### [What you need to do]
Return the listing below exactly, with the pictures dropped.

### [Data extract]
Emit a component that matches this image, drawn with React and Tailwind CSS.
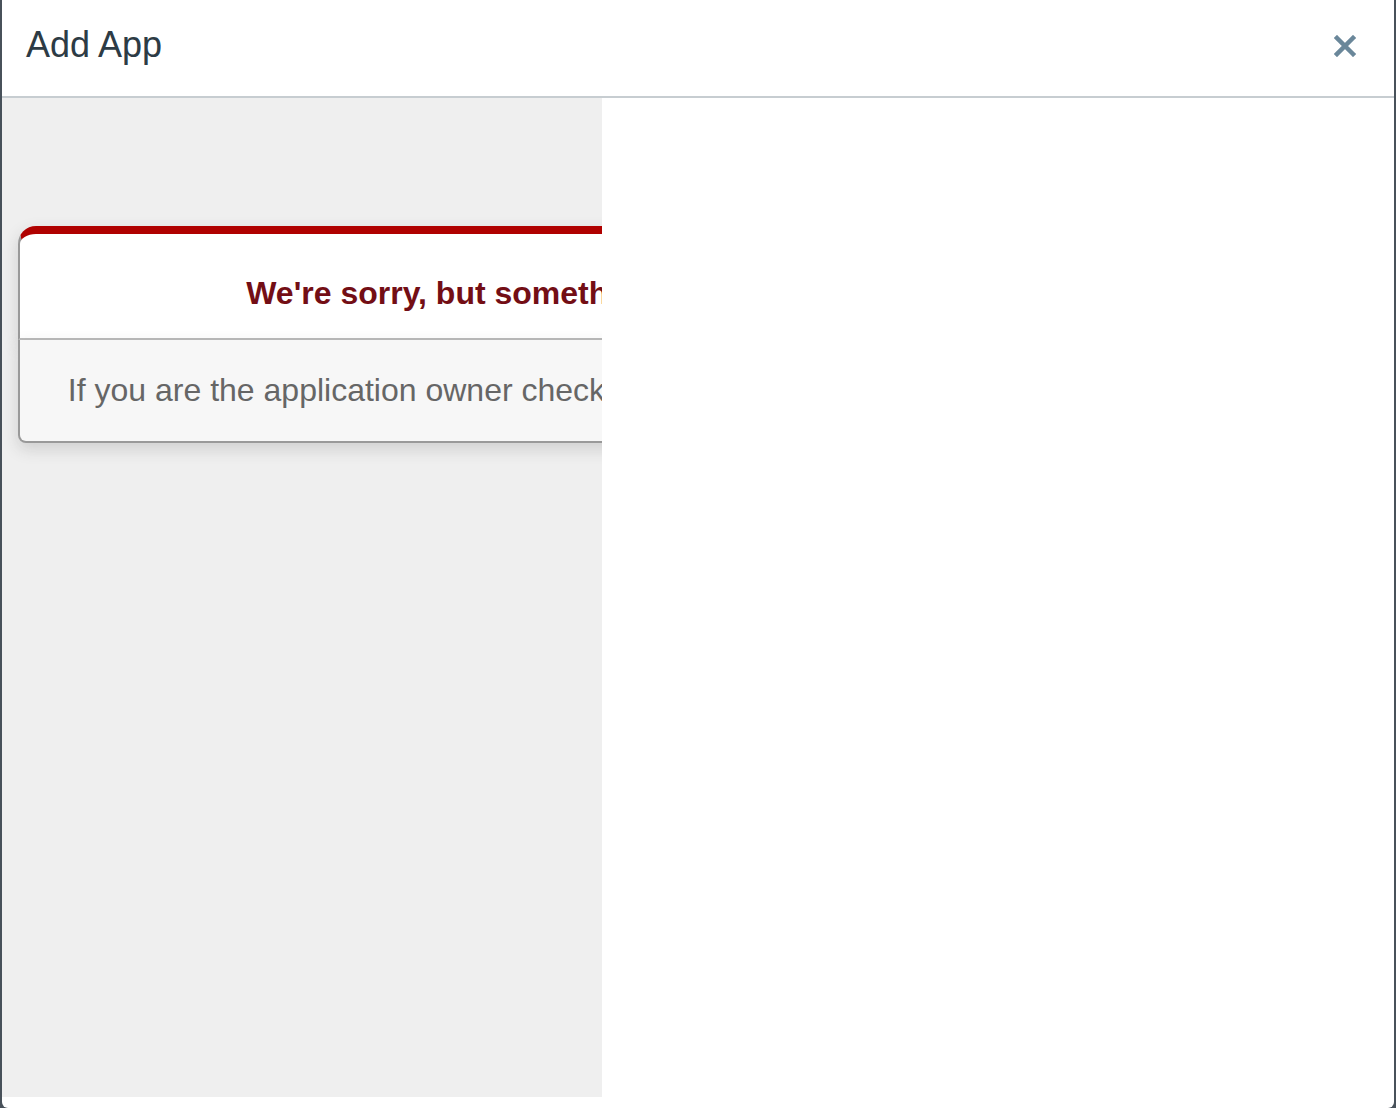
import React from 'react';

const CloseIcon = () => (
    <svg width="22" height="22" viewBox="0 0 22 22" aria-hidden="true">
        <path d="M3 3 L19 19 M19 3 L3 19" stroke="#6a879a" strokeWidth="4.5" strokeLinecap="square" />
    </svg>
);

// the tool's iframe: the Rails 500 page, clipped by the 600px frame
const ErrorPage = () => (
    <div className="w-[600px] h-[999px] overflow-hidden bg-[#efefef] pt-[128px] text-center" style={{ fontFamily: 'Arial, "Liberation Sans", sans-serif' }}>
        <div className="ml-[16px] w-[1062px]">
            <div className="bg-white border-t-[8px] border-t-[#b00100] border-x-2 border-x-[#999] border-b-2 border-b-[#bbb] rounded-t-[18px] pt-[14px] px-[12%] shadow-[0_6px_16px_rgba(50,50,50,0.17)]">
                <h1 className="my-[21px] text-[32px] leading-[48px] font-bold text-[#730e15] whitespace-nowrap">
                    We're sorry, but something went wrong.
                </h1>
            </div>
            <p className="mb-[32px] p-[32px] bg-[#f7f7f7] border-2 border-t-0 border-x-[#999] border-b-[#999] rounded-b-[8px] text-[32px] leading-[37px] text-[#666] shadow-[0_6px_16px_rgba(50,50,50,0.17)] whitespace-nowrap">
                If you are the application owner check the logs for more information.
            </p>
        </div>
    </div>
);

export default function App() {
    return (
        <div className="w-[1396px] h-[1108px] bg-[#48515a] px-[2px] flex overflow-hidden">
            <div className="flex-1 flex flex-col bg-white rounded-b-[6px] overflow-hidden">
                <div className="h-[98px] shrink-0 flex items-center justify-between border-b-2 border-[#c7cdd1] pl-[24px] pr-[38px]">
                    <h2 className="text-[36px] text-[#2d3b45] leading-none pb-[6px]" style={{ fontFamily: '"Liberation Sans", Arial, sans-serif' }}>
                        Add App
                    </h2>
                    <button type="button" className="flex items-center justify-center pb-[4px]">
                        <CloseIcon />
                    </button>
                </div>
                <div className="flex-1">
                    <ErrorPage />
                </div>
            </div>
        </div>
    );
}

### [Output]
Emit a component that matches this image, drawn with React and Tailwind CSS.
import React from 'react';

const CloseIcon = () => (
    <svg width="22" height="22" viewBox="0 0 22 22" aria-hidden="true">
        <path d="M3 3 L19 19 M19 3 L3 19" stroke="#6a879a" strokeWidth="4.5" strokeLinecap="square" />
    </svg>
);

// the tool's iframe: the Rails 500 page, clipped by the 600px frame
const ErrorPage = () => (
    <div className="w-[600px] h-[999px] overflow-hidden bg-[#efefef] pt-[128px] text-center" style={{ fontFamily: 'Arial, "Liberation Sans", sans-serif' }}>
        <div className="ml-[16px] w-[1062px]">
            <div className="bg-white border-t-[8px] border-t-[#b00100] border-x-2 border-x-[#999] border-b-2 border-b-[#bbb] rounded-t-[18px] pt-[14px] px-[12%] shadow-[0_6px_16px_rgba(50,50,50,0.17)]">
                <h1 className="my-[21px] text-[32px] leading-[48px] font-bold text-[#730e15] whitespace-nowrap">
                    We're sorry, but something went wrong.
                </h1>
            </div>
            <p className="mb-[32px] p-[32px] bg-[#f7f7f7] border-2 border-t-0 border-x-[#999] border-b-[#999] rounded-b-[8px] text-[32px] leading-[37px] text-[#666] shadow-[0_6px_16px_rgba(50,50,50,0.17)] whitespace-nowrap">
                If you are the application owner check the logs for more information.
            </p>
        </div>
    </div>
);

export default function App() {
    return (
        <div className="w-[1396px] h-[1108px] bg-[#48515a] px-[2px] flex overflow-hidden">
            <div className="flex-1 flex flex-col bg-white rounded-b-[6px] overflow-hidden">
                <div className="h-[98px] shrink-0 flex items-center justify-between border-b-2 border-[#c7cdd1] pl-[24px] pr-[38px]">
                    <h2 className="text-[36px] text-[#2d3b45] leading-none pb-[6px]" style={{ fontFamily: '"Liberation Sans", Arial, sans-serif' }}>
                        Add App
                    </h2>
                    <button type="button" className="flex items-center justify-center pb-[4px]">
                        <CloseIcon />
                    </button>
                </div>
                <div className="flex-1">
                    <ErrorPage />
                </div>
            </div>
        </div>
    );
}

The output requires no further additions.